── PROVIDED DATA

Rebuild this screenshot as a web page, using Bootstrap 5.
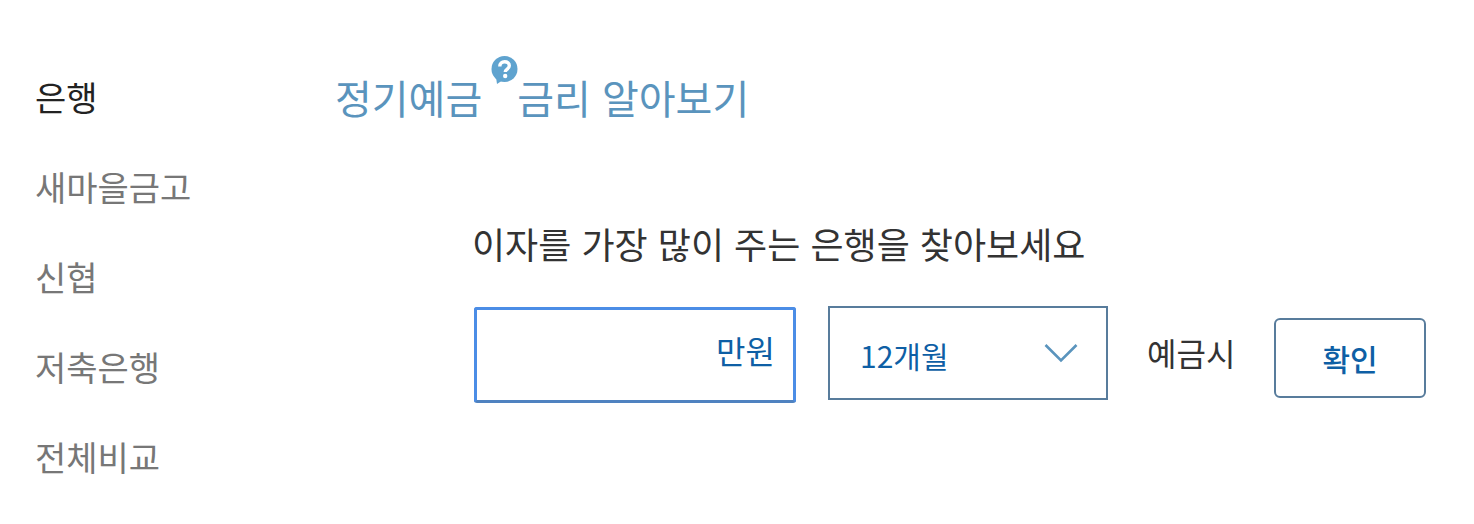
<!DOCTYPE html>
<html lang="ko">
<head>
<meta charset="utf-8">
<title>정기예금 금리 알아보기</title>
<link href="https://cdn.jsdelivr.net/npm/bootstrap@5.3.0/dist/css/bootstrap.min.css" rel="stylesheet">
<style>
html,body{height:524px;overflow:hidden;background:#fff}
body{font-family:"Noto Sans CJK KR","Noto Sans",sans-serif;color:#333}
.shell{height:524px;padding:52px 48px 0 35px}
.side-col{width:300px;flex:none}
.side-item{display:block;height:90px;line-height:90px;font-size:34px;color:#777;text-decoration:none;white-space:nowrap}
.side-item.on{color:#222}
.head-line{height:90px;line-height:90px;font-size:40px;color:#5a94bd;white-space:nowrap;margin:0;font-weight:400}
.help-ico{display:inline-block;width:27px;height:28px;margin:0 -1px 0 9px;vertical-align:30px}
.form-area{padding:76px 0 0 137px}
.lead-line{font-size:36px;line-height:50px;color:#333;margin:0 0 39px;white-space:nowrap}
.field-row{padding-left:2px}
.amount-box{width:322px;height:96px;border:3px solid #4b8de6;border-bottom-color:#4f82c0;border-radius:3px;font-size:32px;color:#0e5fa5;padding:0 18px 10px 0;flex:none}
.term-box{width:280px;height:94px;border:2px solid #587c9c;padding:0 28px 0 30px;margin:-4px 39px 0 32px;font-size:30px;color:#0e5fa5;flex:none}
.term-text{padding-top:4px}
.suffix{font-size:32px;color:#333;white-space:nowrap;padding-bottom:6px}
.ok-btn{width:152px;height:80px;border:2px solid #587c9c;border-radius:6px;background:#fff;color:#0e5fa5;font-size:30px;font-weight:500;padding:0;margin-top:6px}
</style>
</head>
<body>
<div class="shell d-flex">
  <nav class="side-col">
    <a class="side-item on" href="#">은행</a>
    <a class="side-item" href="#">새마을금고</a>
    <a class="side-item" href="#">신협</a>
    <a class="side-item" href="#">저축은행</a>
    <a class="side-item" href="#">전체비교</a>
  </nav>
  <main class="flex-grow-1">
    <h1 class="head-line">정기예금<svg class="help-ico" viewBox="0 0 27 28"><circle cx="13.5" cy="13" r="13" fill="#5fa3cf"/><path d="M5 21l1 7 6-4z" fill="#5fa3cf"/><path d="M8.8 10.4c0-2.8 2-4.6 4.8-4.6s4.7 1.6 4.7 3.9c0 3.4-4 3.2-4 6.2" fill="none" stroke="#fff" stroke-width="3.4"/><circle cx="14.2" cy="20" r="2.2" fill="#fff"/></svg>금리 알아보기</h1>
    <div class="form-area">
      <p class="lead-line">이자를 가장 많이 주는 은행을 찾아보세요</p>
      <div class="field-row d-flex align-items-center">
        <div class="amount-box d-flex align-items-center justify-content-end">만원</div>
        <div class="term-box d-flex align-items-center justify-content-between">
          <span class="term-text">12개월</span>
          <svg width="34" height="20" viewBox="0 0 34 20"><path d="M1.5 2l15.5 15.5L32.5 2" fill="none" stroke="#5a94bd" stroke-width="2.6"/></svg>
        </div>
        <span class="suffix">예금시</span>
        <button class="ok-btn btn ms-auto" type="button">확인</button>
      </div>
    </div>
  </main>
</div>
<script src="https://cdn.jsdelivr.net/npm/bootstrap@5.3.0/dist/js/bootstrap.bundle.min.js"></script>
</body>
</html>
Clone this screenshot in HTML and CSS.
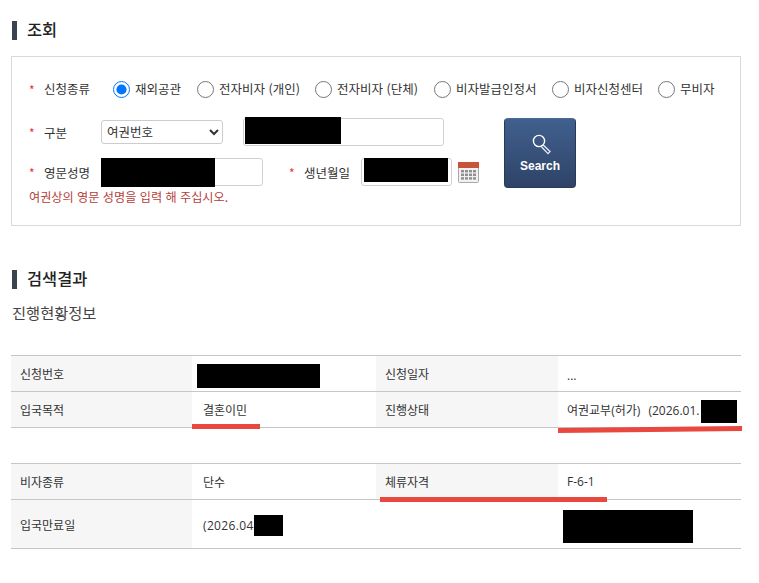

────

WHAT THE EXERCISE ASKS
In the listing above, find each line with the word "this" and copy it.

THE REPLY
Rebuild this screenshot as a web page, using Bootstrap 5.
Clone this screenshot in HTML and CSS.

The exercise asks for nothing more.